Cela permet à divers personnalités, politiques ou issues du monde de la recherche, de donner des estimations très différentes…. La plupart se situent dans la fourchette 300 000 à 900 000. Une estimation à 600-700 000 semble donc un moyen terme, et ce chiffre est en effet proche des estimations faites par le monde de la recherche.

Cela signifie donc … que 90 % des immigrés sont en situation légale.

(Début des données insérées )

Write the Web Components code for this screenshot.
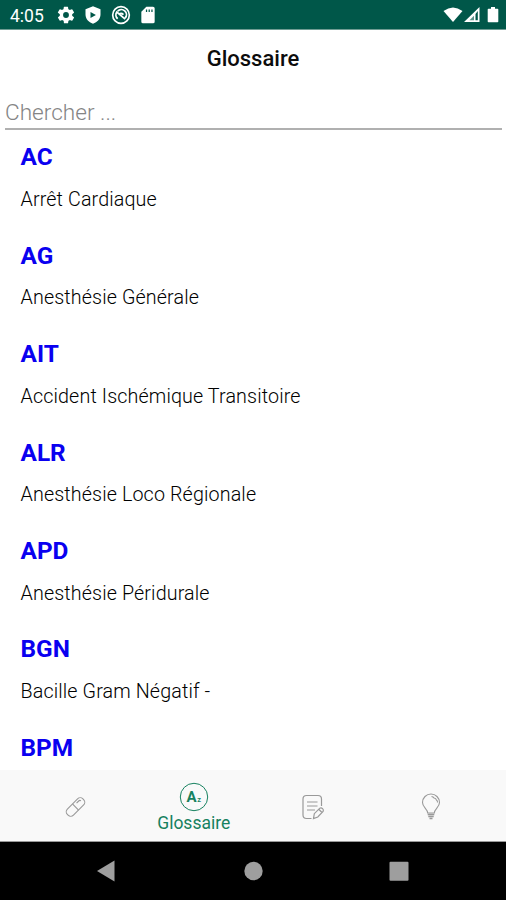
<!DOCTYPE html>
<html lang="fr">
<head>
<meta charset="utf-8">
<title>Glossaire</title>
<style>
  html, body { height: 100%; }
  body {
    margin: 0;
    overflow: hidden;
    font-family: Roboto, "Noto Sans", sans-serif;
    background: #fff;
  }
</style>
</head>
<body>
<glossary-app></glossary-app>

<script>
'use strict';

class BaseElement extends HTMLElement {
  constructor() {
    super();
    this._shadow = this.attachShadow({ mode: 'open' });
    this._shadow.innerHTML = this.template;
  }
}

class StatusBar extends BaseElement {
  get template() {
    return `
    <style>
      :host {
        display: flex;
        align-items: center;
        justify-content: space-between;
        box-sizing: border-box;
        height: 30px;
        padding: 1px 7px 0 10px;
        background: #005749;
        border-bottom: 1px solid #6f9c93;
        color: #fff;
        flex: none;
      }
      div { display: flex; align-items: center; }
      time { font-size: 17.5px; line-height: 28px; width: 46px; padding-top: 2px; }
      .left svg { margin-right: 7.4px; }
      svg { display: block; fill: #fff; }
    </style>
    <div class="left">
      <time>4:05</time>
      <svg width="20" height="20" viewBox="0 0 24 24"><path d="M19.4 13a7.500 7.500 0 0 0 0-2l2.100-1.600a.5.5 0 0 0 .1-.6l-2-3.500a.5.5 0 0 0-.6-.2l-2.500 1a7 7 0 0 0-1.700-1l-.4-2.600a.5.5 0 0 0-.5-.5h-4a.5.5 0 0 0-.5.4l-.4 2.700a7 7 0 0 0-1.700 1l-2.400-1a.5.5 0 0 0-.6.200l-2 3.400a.5.5 0 0 0 .1.700L4.600 11a7.500 7.500 0 0 0 0 2l-2.100 1.600a.5.5 0 0 0-.1.600l2 3.500a.5.5 0 0 0 .6.200l2.500-1a7 7 0 0 0 1.700 1l.3 2.600a.5.5 0 0 0 .5.500h4a.5.5 0 0 0 .5-.4l.4-2.700a7 7 0 0 0 1.700-1l2.400 1a.5.5 0 0 0 .6-.2l2-3.400a.5.5 0 0 0-.1-.7zM12 15.500a3.500 3.500 0 1 1 0-7 3.500 3.500 0 0 1 0 7z"/></svg>
      <svg width="20" height="20" viewBox="0 0 24 24"><path fill-rule="evenodd" d="M12 1.500L3 5v6.500c0 5.200 3.800 9.500 9 11 5.200-1.500 9-5.800 9-11V5zM9 8.500L15.500 12l-6.500 3.500z"/></svg>
      <svg width="20" height="20" viewBox="0 0 24 24"><g fill="none" stroke="#fff"><circle cx="12" cy="12" r="10" stroke-width="2"/><path d="M8 16.500A6 6 0 0 1 7 8.500L17 17M8 7.500a6 6 0 0 1 9 8M9.500 11.500q2.500-2.500 5.500 0" stroke-width="2.200"/></g></svg>
      <svg width="20" height="20" viewBox="0 0 24 24"><path fill-rule="evenodd" d="M18 2h-8L4 8v12a2 2 0 0 0 2 2h12a2 2 0 0 0 2-2V4a2 2 0 0 0-2-2zM9.500 5.500h1.500v3H9.500zM12.700 5.500h1.500v3h-1.500zM16 5.500h1.500v3H16z"/></svg>
    </div>
    <div>
      <svg width="20" height="18" viewBox="0 0 20 18"><path d="M.5 5Q10-2 19.500 5L10 16z"/></svg>
      <svg width="17" height="18" viewBox="0 0 17 18"><path fill-rule="evenodd" d="M16.500 1v15H1zM12.500 8v6.300H14.800V5z"/><path d="M6.500 14.300L11 9.700v4.600z" fill="#005749" opacity=".65"/></svg>
      <svg width="12" height="18" viewBox="0 0 12 18" style="margin-left:7px"><path d="M4 1h4v1.700h2.500q.8 0 .8.800v12q0 .8-.8.800h-9q-.8 0-.8-.8v-12q0-.8.8-.8H4z"/></svg>
    </div>`;
  }
}

class PageHeader extends BaseElement {
  get template() {
    return `
    <style>
      :host { display: block; flex: none; height: 61px; }
      h1 {
        margin: 0;
        padding-top: 1px;
        font-size: 22px;
        font-weight: 500;
        line-height: 55px;
        text-align: center;
        color: #0c0c0c;
      }
    </style>
    <h1><slot></slot></h1>`;
  }
}

class SearchField extends BaseElement {
  get template() {
    return `
    <style>
      :host { display: block; flex: none; height: 39px; padding: 0 4px 0 5px; }
      input {
        display: block;
        box-sizing: border-box;
        width: 100%;
        height: 39px;
        padding: 5px 0 0;
        border: 0;
        border-bottom: 2px solid #b0b0b0;
        outline: 0;
        background: transparent;
        font: 300 22.600px Roboto, sans-serif;
      }
      input::placeholder { color: #858585; opacity: 1; }
    </style>
    <input type="text">`;
  }
  connectedCallback() {
    this._shadow.querySelector('input').placeholder = this.getAttribute('placeholder');
  }
}

class GlossaryEntry extends BaseElement {
  get template() {
    return `
    <style>
      :host { display: block; height: 98.400px; padding-left: 20.500px; }
      .term {
        font-size: 24.400px;
        font-weight: 700;
        line-height: 30px;
        padding-top: 12.400px;
        color: #0a00f0;
      }
      .text {
        font-size: 19.700px;
        font-weight: 300;
        letter-spacing: 0.130px;
        line-height: 24px;
        padding-top: 15.600px;
        color: #000;
      }
    </style>
    <div class="term"><slot name="term"></slot></div>
    <div class="text"><slot></slot></div>`;
  }
}

class TabItem extends BaseElement {
  get template() {
    return `
    <style>
      :host {
        display: flex;
        flex: 1;
        flex-direction: column;
        align-items: center;
        justify-content: center;
        color: #999;
      }
      :host([active]) { color: #16815f; padding-top: 3px; }
      .label {
        font-size: 17.500px;
        line-height: 22px;
      }
      :host(:not([active])) .label { display: none; }
      ::slotted(svg) { display: block; }
    </style>
    <slot></slot>
    <div class="label"><slot name="label"></slot></div>`;
  }
}

class TabBar extends BaseElement {
  get template() {
    return `
    <style>
      :host {
        display: flex;
        box-sizing: border-box;
        flex: none;
        height: 72px;
        padding: 2px 16px 0;
        background: #f9f9f9;
        border-bottom: 1px solid #999;
      }
    </style>
    <slot></slot>`;
  }
}

class SystemNav extends BaseElement {
  get template() {
    return `
    <style>
      :host {
        display: flex;
        flex: none;
        justify-content: center;
        align-items: center;
        gap: 126px;
        height: 58px;
        background: #000;
      }
      svg { display: block; fill: #9e9e9e; }
    </style>
    <svg width="20" height="22" viewBox="0 0 20 22"><path d="M0 11L17.500.5v21z"/></svg>
    <svg width="20" height="20" viewBox="0 0 20 20"><circle cx="10.500" cy="10" r="9.200"/></svg>
    <svg width="20" height="20" viewBox="0 0 20 20"><rect x=".5" y=".8" width="19" height="19" rx="1"/></svg>`;
  }
}

class GlossaryApp extends BaseElement {
  get template() {
    return `
    <style>
      :host { display: flex; flex-direction: column; height: 100vh; }
      main { flex: 1; min-height: 0; overflow: hidden; }
      .az { font: 700 15px Roboto, sans-serif; fill: currentColor; }
      .az-small { font: 500 7.500px Roboto, sans-serif; fill: currentColor; }
    </style>
    <status-bar></status-bar>
    <page-header>Glossaire</page-header>
    <search-field placeholder="Chercher ..."></search-field>
    <main></main>
    <tab-bar>
      <tab-item>
        <svg width="24" height="24" viewBox="0 0 24 24" fill="none" stroke="currentColor" stroke-width="1.100">
          <g transform="rotate(-45 12.500 12)"><rect x="1.500" y="7.700" width="22" height="8.600" rx="3.800"/><path d="M12.500 7.700v8.600M16 10h3q1.500 0 1.700 1.500"/></g>
        </svg>
      </tab-item>
      <tab-item active>
        <svg width="30" height="30" viewBox="0 0 30 30">
          <circle cx="15" cy="15" r="13.700" fill="none" stroke="currentColor"/>
          <text class="az" x="7.500" y="19.800">A</text><text class="az-small" x="18.300" y="19.800">z</text>
        </svg>
        <span slot="label">Glossaire</span>
      </tab-item>
      <tab-item>
        <svg width="26" height="28" viewBox="0 0 26 28" fill="none" stroke="currentColor" stroke-width="1.200">
          <path d="M22.500 13V6q0-3.500-3.500-3.500H7.500Q4 2.500 4 6v16q0 3.500 3.500 3.500h5"/>
          <path d="M8 9h10.500M8 13h10.500M8 17h8"/>
          <path d="M14.500 25.500l.8-4.800 5.500-5.500q1.500-.8 2.800.5t.5 2.800l-5.300 5.500zM20 16.500l3 3"/>
        </svg>
      </tab-item>
      <tab-item>
        <svg width="22" height="28" viewBox="0 0 22 28" fill="none" stroke="currentColor" stroke-width="1.100">
          <path d="M7.700 20c0-4-5.200-5.500-5.200-10.500a8.500 8.500 0 0 1 17 0c0 5-5.200 6.500-5.200 10.500z"/>
          <path d="M11.500 3.500q1.800.2 2.500 1.500 2 .2 2.400 2 1.300.8 1.100 2.500"/>
          <path d="M7.700 21.500h6.600M8.300 23.500h5.400M9.500 25.500h3" stroke-width="1.400"/>
        </svg>
      </tab-item>
    </tab-bar>
    <system-nav></system-nav>`;
  }
  connectedCallback() {
    let list = this._shadow.querySelector('main');
    entries.forEach(([term, text]) => {
      let entry = document.createElement('glossary-entry');
      let name = document.createElement('span');
      name.slot = 'term';
      name.textContent = term;
      entry.append(name, text);
      list.appendChild(entry);
    });
  }
}

const entries = [
  ['AC', 'Arrêt Cardiaque'],
  ['AG', 'Anesthésie Générale'],
  ['AIT', 'Accident Ischémique Transitoire'],
  ['ALR', 'Anesthésie Loco Régionale'],
  ['APD', 'Anesthésie Péridurale'],
  ['BGN', 'Bacille Gram Négatif -'],
  ['BPM', '']
];

customElements.define('status-bar', StatusBar);
customElements.define('page-header', PageHeader);
customElements.define('search-field', SearchField);
customElements.define('glossary-entry', GlossaryEntry);
customElements.define('tab-item', TabItem);
customElements.define('tab-bar', TabBar);
customElements.define('system-nav', SystemNav);
customElements.define('glossary-app', GlossaryApp);
</script>
</body>
</html>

Et 2, les migrants économiques (encore)

Les migrants économiques font l’objet de toutes les attentions des pouvoirs publics (avec le risque d’une attention exclusive …). En 2019, il y a eu un peu moins de 40 000 titres délivrés. Cela correspond à environ 10 % du flux migratoire total. Encore faut-il noter que parmi ces 40 000 titres, on compte une part importante de régularisations (qui concerne des immigrés parfois présents depuis plus de 10 ans sur le territoire français). Il y a également un nombre de l’ordre de 10 000 étudiants qui s’installent comme migrants économiques.

Que retenir ?

Améliorer les conditions d’entrée des immigrés économiques est un enjeu fort, et des pistes concrètes sont proposées. Il convient cependant d’élargir les points de vue et les débats, car l’immigration économique ne se limite pas à un sujet de titres de séjour. Les débats pour la prochaine campagne présidentielle seront d’autant plus pertinents que les éclairages porteront sur l’immigration dans son ensemble et non quelques aspects surmédiatisés.

 

Cet article a été initialement publié le 2 décembre 2021. Il est présenté ici dans une version très légèrement modifiée par son auteur.


[1] Conseil d’analyse économique, un Conseil rattaché au premier ministre, rassemblant des économistes confirmés

[2] Ecole d’économie de Toulouse

[3] Ecole d’économie de Paris

[4] Le dynamisme de la 2G tient surtout à une « concentration des immigrés dans les âges féconds ».